**Set exercise:** Without the pictures, return all of the material exactly as written.

------------------------------------

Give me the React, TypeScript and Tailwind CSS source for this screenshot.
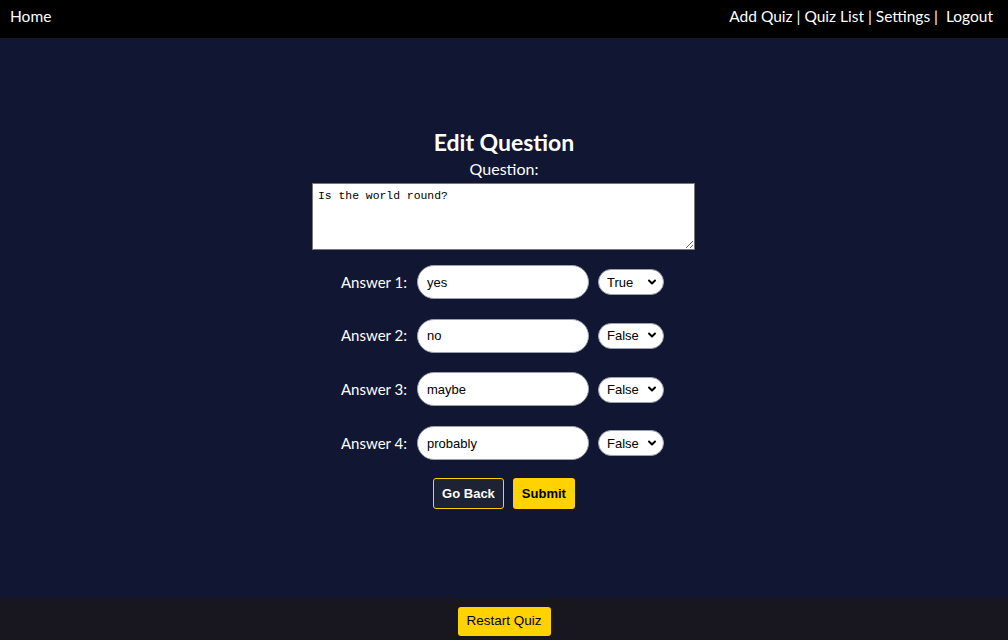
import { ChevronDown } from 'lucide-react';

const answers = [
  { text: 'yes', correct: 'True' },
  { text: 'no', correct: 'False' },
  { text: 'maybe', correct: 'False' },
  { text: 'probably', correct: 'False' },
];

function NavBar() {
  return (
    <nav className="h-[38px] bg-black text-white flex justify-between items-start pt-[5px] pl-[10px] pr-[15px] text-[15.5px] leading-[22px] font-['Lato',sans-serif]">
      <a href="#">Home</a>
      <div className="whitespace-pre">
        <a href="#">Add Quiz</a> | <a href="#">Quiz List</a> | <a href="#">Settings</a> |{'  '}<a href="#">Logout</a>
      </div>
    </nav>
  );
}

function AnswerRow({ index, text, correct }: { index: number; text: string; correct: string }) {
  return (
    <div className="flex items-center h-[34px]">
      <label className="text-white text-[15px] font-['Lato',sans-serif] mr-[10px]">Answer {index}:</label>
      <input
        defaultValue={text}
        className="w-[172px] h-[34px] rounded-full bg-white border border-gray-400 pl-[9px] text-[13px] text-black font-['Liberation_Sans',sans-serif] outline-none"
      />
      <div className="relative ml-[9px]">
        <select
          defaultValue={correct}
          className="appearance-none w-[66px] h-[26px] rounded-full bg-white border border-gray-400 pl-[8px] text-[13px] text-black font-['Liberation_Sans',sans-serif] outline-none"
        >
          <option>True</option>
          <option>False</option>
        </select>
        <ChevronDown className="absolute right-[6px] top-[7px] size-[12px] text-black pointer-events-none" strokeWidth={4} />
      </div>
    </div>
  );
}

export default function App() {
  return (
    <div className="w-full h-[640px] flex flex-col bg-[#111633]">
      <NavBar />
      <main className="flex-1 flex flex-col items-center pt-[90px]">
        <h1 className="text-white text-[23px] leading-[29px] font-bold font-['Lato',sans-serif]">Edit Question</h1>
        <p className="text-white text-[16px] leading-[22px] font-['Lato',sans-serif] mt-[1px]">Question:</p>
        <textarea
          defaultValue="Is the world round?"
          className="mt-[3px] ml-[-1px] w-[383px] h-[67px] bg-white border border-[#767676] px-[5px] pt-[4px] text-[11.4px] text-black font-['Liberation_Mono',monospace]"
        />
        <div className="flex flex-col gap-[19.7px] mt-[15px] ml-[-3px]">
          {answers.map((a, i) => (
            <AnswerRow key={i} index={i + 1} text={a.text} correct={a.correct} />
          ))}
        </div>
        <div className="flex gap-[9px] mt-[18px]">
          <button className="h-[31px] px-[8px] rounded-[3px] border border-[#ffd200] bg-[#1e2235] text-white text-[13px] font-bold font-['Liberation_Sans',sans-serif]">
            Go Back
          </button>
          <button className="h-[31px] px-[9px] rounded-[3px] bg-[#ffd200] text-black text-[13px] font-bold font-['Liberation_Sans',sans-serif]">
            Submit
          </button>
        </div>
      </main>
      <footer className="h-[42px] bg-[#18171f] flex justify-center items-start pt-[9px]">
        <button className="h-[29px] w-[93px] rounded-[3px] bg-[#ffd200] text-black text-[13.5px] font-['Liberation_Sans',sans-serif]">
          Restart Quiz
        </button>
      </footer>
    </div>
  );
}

------------------------------------

**Response to this task:**
Give me the React, TypeScript and Tailwind CSS source for this screenshot.
import { ChevronDown } from 'lucide-react';

const answers = [
  { text: 'yes', correct: 'True' },
  { text: 'no', correct: 'False' },
  { text: 'maybe', correct: 'False' },
  { text: 'probably', correct: 'False' },
];

function NavBar() {
  return (
    <nav className="h-[38px] bg-black text-white flex justify-between items-start pt-[5px] pl-[10px] pr-[15px] text-[15.5px] leading-[22px] font-['Lato',sans-serif]">
      <a href="#">Home</a>
      <div className="whitespace-pre">
        <a href="#">Add Quiz</a> | <a href="#">Quiz List</a> | <a href="#">Settings</a> |{'  '}<a href="#">Logout</a>
      </div>
    </nav>
  );
}

function AnswerRow({ index, text, correct }: { index: number; text: string; correct: string }) {
  return (
    <div className="flex items-center h-[34px]">
      <label className="text-white text-[15px] font-['Lato',sans-serif] mr-[10px]">Answer {index}:</label>
      <input
        defaultValue={text}
        className="w-[172px] h-[34px] rounded-full bg-white border border-gray-400 pl-[9px] text-[13px] text-black font-['Liberation_Sans',sans-serif] outline-none"
      />
      <div className="relative ml-[9px]">
        <select
          defaultValue={correct}
          className="appearance-none w-[66px] h-[26px] rounded-full bg-white border border-gray-400 pl-[8px] text-[13px] text-black font-['Liberation_Sans',sans-serif] outline-none"
        >
          <option>True</option>
          <option>False</option>
        </select>
        <ChevronDown className="absolute right-[6px] top-[7px] size-[12px] text-black pointer-events-none" strokeWidth={4} />
      </div>
    </div>
  );
}

export default function App() {
  return (
    <div className="w-full h-[640px] flex flex-col bg-[#111633]">
      <NavBar />
      <main className="flex-1 flex flex-col items-center pt-[90px]">
        <h1 className="text-white text-[23px] leading-[29px] font-bold font-['Lato',sans-serif]">Edit Question</h1>
        <p className="text-white text-[16px] leading-[22px] font-['Lato',sans-serif] mt-[1px]">Question:</p>
        <textarea
          defaultValue="Is the world round?"
          className="mt-[3px] ml-[-1px] w-[383px] h-[67px] bg-white border border-[#767676] px-[5px] pt-[4px] text-[11.4px] text-black font-['Liberation_Mono',monospace]"
        />
        <div className="flex flex-col gap-[19.7px] mt-[15px] ml-[-3px]">
          {answers.map((a, i) => (
            <AnswerRow key={i} index={i + 1} text={a.text} correct={a.correct} />
          ))}
        </div>
        <div className="flex gap-[9px] mt-[18px]">
          <button className="h-[31px] px-[8px] rounded-[3px] border border-[#ffd200] bg-[#1e2235] text-white text-[13px] font-bold font-['Liberation_Sans',sans-serif]">
            Go Back
          </button>
          <button className="h-[31px] px-[9px] rounded-[3px] bg-[#ffd200] text-black text-[13px] font-bold font-['Liberation_Sans',sans-serif]">
            Submit
          </button>
        </div>
      </main>
      <footer className="h-[42px] bg-[#18171f] flex justify-center items-start pt-[9px]">
        <button className="h-[29px] w-[93px] rounded-[3px] bg-[#ffd200] text-black text-[13.5px] font-['Liberation_Sans',sans-serif]">
          Restart Quiz
        </button>
      </footer>
    </div>
  );
}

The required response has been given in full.